It’s one of the great legends of the ABA:
When the NBA and ABA merged in 1976 four teams came in the league — the Nets, Pacers, Spurs and Nuggets — while the Spirits of St. Louis were left out (sort of like the Flint Michigan Tropics). The owners of the Spirit, Ozzie and Daniel Silna, wanted some compensation for missing out and they worked out a deal with the league to get one-seventh of the national television revenue that each of the four teams coming in was to get — in perpetuity. Forever.
Back in 1976 the sum was laughably small, but in the years since the NBA’s broadcast rights exploded and the Silnas got a piece of it every year, an estimated $300 million in the nearly 40 years since the merger. As you might imagine, the NBA has tried to get out from that agreement but to no avail, in fact a judge recently ruled that the Silnas should get a slice of international and league pass broadband rights, too.
However, finally the two sides have worked out a buyout, reports the New York Times.
On Tuesday, the Silnas, the league and the four former A.B.A. teams will announce a conditional deal that will end the Silnas’ golden annuity. Almost.
The Silnas are to receive a $500 million upfront payment, financed through a private placement of notes by JPMorgan Chase and Merrill Lynch, according to three people with direct knowledge of the agreement. The deal would end the enormous perpetual payments and settle a lawsuit filed in federal court by the Silnas that demanded additional compensation from sources of television revenue that did not exist in 1976, including NBA TV, foreign broadcasting of games and League Pass, the service that lets fans watch out-of-market games.

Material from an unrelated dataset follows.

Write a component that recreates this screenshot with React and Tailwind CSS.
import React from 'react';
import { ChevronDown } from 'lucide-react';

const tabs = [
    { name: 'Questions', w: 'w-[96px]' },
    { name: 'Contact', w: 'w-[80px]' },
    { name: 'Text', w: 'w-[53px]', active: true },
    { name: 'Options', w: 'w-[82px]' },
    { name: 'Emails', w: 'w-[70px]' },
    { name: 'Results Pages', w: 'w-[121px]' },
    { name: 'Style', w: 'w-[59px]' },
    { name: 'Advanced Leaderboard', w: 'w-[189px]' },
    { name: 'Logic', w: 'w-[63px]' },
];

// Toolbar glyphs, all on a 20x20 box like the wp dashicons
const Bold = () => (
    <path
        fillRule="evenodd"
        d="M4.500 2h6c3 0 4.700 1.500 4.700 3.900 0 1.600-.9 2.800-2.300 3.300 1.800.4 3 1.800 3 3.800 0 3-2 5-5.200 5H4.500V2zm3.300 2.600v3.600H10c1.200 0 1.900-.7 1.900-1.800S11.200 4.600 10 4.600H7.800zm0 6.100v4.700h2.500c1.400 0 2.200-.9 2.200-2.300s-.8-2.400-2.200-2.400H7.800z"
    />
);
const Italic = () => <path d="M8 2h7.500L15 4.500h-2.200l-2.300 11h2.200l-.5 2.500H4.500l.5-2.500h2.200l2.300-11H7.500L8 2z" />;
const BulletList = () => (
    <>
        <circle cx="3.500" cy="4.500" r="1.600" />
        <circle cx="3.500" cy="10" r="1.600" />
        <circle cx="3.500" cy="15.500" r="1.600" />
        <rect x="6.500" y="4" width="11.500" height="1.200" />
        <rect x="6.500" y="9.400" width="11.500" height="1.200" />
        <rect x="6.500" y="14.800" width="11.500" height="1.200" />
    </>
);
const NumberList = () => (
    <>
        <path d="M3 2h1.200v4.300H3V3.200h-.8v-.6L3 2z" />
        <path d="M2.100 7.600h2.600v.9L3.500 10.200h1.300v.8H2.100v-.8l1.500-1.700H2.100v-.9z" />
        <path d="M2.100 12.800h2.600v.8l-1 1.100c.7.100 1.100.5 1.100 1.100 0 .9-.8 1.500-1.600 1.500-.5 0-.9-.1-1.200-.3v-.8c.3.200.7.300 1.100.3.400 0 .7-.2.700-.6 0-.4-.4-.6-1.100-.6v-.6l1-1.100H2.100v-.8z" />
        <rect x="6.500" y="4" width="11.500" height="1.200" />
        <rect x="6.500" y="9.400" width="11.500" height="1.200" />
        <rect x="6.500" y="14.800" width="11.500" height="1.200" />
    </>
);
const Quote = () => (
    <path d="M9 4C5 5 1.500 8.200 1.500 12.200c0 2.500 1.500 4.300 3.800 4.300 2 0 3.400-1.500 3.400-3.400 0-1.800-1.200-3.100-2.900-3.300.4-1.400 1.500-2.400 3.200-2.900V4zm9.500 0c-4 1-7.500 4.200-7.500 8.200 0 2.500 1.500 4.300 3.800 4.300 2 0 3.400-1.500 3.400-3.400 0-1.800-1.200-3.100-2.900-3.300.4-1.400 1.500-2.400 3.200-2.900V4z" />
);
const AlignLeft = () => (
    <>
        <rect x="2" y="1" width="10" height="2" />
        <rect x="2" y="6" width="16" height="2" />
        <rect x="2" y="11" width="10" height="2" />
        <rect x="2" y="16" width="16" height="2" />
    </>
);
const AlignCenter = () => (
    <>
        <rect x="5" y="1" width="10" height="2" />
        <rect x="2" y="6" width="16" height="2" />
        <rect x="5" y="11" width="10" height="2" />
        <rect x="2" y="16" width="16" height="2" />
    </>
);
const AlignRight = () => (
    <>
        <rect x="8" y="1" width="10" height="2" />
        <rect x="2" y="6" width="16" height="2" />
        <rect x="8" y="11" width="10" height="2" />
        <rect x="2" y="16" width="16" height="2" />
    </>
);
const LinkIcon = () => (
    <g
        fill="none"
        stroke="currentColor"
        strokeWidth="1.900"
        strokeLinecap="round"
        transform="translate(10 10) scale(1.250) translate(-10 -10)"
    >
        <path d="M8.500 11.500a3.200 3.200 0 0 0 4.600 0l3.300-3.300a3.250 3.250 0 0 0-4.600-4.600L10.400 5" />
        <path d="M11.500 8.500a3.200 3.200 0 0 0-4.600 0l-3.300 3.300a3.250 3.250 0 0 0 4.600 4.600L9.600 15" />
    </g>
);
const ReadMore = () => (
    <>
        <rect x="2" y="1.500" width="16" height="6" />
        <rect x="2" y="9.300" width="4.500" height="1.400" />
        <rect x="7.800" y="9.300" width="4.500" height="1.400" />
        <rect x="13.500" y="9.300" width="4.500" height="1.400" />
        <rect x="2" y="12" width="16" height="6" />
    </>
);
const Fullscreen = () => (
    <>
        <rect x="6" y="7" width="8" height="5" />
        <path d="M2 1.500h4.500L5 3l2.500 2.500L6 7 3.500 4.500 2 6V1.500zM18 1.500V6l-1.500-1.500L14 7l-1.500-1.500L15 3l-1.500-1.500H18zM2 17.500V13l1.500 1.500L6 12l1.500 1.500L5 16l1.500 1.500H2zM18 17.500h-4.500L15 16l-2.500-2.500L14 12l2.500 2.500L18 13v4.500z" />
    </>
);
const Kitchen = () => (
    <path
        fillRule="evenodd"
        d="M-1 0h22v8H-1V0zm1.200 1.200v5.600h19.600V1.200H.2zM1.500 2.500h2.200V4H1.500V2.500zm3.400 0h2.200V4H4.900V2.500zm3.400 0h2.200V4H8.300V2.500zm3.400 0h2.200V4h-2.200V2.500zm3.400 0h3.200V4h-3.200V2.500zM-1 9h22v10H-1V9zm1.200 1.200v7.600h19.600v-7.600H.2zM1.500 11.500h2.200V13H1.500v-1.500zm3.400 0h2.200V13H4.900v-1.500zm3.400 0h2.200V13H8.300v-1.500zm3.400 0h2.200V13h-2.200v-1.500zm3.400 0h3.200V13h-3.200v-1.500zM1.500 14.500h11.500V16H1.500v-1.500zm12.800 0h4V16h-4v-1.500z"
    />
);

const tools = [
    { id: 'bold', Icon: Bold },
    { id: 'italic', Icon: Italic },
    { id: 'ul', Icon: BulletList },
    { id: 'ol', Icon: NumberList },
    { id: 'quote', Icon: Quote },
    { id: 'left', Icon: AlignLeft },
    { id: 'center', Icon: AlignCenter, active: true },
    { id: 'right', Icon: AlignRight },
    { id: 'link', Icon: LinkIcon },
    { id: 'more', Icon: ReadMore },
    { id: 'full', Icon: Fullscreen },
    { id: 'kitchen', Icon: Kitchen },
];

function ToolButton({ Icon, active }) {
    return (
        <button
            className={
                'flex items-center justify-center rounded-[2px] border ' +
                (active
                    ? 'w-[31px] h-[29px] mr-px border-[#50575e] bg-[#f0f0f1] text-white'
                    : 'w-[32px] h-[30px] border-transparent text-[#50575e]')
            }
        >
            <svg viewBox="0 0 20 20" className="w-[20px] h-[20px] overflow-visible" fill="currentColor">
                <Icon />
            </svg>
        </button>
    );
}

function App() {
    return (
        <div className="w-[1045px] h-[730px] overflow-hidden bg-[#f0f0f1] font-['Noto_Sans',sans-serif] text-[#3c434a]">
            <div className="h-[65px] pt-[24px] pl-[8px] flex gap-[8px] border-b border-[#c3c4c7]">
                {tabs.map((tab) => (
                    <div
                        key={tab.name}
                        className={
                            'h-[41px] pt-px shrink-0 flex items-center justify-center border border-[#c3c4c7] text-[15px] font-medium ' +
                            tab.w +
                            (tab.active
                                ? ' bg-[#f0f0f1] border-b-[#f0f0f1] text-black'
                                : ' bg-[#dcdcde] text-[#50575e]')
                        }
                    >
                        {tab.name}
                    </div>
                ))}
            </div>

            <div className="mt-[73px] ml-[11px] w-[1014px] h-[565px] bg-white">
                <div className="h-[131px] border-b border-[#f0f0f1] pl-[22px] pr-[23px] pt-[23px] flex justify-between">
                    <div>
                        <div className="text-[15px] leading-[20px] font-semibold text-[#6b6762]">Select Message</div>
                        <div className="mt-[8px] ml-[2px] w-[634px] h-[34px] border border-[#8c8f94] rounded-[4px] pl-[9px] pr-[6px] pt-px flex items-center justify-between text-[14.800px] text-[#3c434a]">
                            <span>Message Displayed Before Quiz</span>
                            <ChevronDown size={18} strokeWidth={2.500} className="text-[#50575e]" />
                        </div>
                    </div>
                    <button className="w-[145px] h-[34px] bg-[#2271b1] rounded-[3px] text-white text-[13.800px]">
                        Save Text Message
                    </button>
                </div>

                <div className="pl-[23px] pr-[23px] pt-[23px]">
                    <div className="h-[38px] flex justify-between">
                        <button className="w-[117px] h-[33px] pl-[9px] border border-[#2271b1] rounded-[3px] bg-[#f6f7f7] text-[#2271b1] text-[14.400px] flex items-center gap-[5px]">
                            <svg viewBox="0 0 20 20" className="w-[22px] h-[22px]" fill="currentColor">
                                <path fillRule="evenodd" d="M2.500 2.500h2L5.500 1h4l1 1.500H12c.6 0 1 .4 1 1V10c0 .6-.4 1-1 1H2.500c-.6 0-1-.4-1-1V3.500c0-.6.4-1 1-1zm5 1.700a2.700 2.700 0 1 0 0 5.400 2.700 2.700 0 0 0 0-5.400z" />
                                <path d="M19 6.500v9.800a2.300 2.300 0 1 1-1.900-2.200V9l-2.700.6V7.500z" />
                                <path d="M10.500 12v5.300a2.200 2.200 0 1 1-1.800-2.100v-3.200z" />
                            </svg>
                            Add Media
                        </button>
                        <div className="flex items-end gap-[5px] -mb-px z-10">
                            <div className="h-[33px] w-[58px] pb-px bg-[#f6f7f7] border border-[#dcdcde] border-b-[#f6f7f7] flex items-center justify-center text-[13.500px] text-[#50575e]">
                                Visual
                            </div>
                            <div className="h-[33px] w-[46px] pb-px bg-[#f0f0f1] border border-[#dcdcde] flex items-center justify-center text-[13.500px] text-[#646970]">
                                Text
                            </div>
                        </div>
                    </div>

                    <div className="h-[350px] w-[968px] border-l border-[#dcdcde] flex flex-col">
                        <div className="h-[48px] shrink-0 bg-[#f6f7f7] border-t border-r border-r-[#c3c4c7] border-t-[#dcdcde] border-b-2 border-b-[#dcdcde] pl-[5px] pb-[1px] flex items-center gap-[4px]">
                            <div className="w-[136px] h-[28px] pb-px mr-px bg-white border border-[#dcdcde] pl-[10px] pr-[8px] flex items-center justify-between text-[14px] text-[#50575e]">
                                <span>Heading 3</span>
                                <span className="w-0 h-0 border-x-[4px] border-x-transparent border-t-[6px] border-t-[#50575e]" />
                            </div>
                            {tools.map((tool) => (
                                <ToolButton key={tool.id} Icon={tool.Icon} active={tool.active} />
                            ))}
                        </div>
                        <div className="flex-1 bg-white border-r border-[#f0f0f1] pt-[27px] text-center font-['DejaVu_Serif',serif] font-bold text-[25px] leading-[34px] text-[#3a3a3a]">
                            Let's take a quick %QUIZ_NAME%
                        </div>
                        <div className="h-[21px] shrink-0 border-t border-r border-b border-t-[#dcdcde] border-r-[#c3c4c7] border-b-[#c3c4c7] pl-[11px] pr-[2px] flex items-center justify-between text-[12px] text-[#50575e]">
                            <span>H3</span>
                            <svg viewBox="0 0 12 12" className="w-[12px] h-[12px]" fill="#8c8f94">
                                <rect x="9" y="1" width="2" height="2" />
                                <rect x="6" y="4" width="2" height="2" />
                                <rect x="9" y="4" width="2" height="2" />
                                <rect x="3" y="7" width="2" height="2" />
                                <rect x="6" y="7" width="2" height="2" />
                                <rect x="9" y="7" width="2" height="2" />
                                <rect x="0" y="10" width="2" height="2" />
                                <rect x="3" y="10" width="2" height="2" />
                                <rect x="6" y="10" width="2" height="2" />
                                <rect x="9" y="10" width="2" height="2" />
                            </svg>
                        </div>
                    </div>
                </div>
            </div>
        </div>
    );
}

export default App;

Still, the league is not getting rid of the Silnas altogether. They will continue to get some television revenue, some of it from the disputed sources named in their lawsuit, through a new partnership that is to be formed with the Nets, the Pacers, the Nuggets and the Spurs, according to the people with knowledge of the agreement. But at some point, the Silnas can be bought out of their interest in the partnership.
Why the Silnas chose to settle is the interesting question — while they had to fight the league for years and pay a lot of attorneys a lot of money, which deal was like a huge, never-ending annuity. The Times answered that as well.
But there is a reluctance, more by Daniel, 69, than Ozzie, 80, to keep fighting the league, said one of the people who discussed the agreement.
What does this mean to you the fan? Nada. It really means long term more money in the owners’ pockets.
And my guess is the Silna families will be able to live pretty darn comfortably on that sum for a few years.